Christos Vassilicos & Sylvain Laizet,
Imperial College

A fractal square and a fractal I grid with N = 4 fractal iterations, and computer visualisation (obtained on HECToR with code Incompact3d) of the streamwise velocity in one of the planes normal to a turbulence-generating fractal square grid. (From Laizet & Vassilicos 2009.)

New industrial flow solutions based on new flow concepts are urgently needed to meet the unprecedented requirements set by the dramatically evolving energy, environmental and climatic constraints. What is needed is not just improvements to existing solutions, but radical new developments that can dramatically increase energy savings and reduce adverse environmental impacts. The development of new flow concepts on which such solutions will eventually be based requires unprecedented fully resolved simulations because existing turbulence models cannot be applied indiscriminately on radically new flow concepts.

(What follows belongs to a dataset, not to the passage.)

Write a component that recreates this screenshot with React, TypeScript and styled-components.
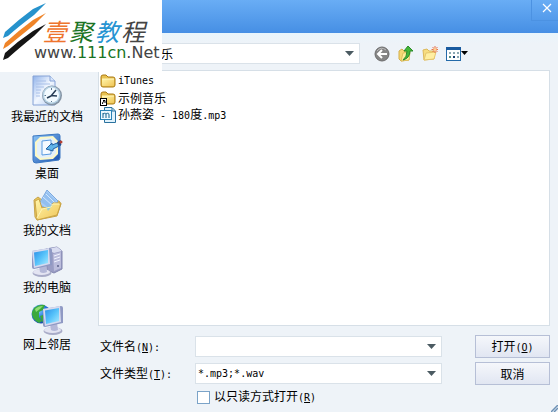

One very recent example of a new flow concept originating from the UK is turbulent flows generated by fractal grids (see figure). Fractal grids are made from a structure, such as a square, repeated at different scales. As attested by recent patent applications by Imperial Innovations, proof-of-concept studies at Imperial and reports in various popular science and engineering periodicals (Food Manufacture, June 2008; The Chemical Engineer, July 2008; Process Engineering, 18 July 2008; Speciality Chemicals, September 2008; Scientific Computing World, August 2008; see this class of new flow concepts offers alternative and efficient solutions for industrial mixers, silent airbrakes and spoilers, natural ventilation, sun-roofs and combustion among others.

For example, fractal grids make very efficient mixers. They create intense turbulence with very little effort or power input, and you only need to make very small changes to the grid to have an enormous effect. The first ever successful simulations of turbulence generated by fractal grids (see figure) have been performed on HECToR in 2008 and 2009. The size of these simulations is so large that they are impossible without High Performance Computing. Industries that need to create or minimize turbulence have an interest in this work. They include the chemical and process industries, which use turbulence for mixing, and the aerospace and automotive industries, which need to reduce noise, fuel consumption and pollutant emissions through the control of turbulent flows.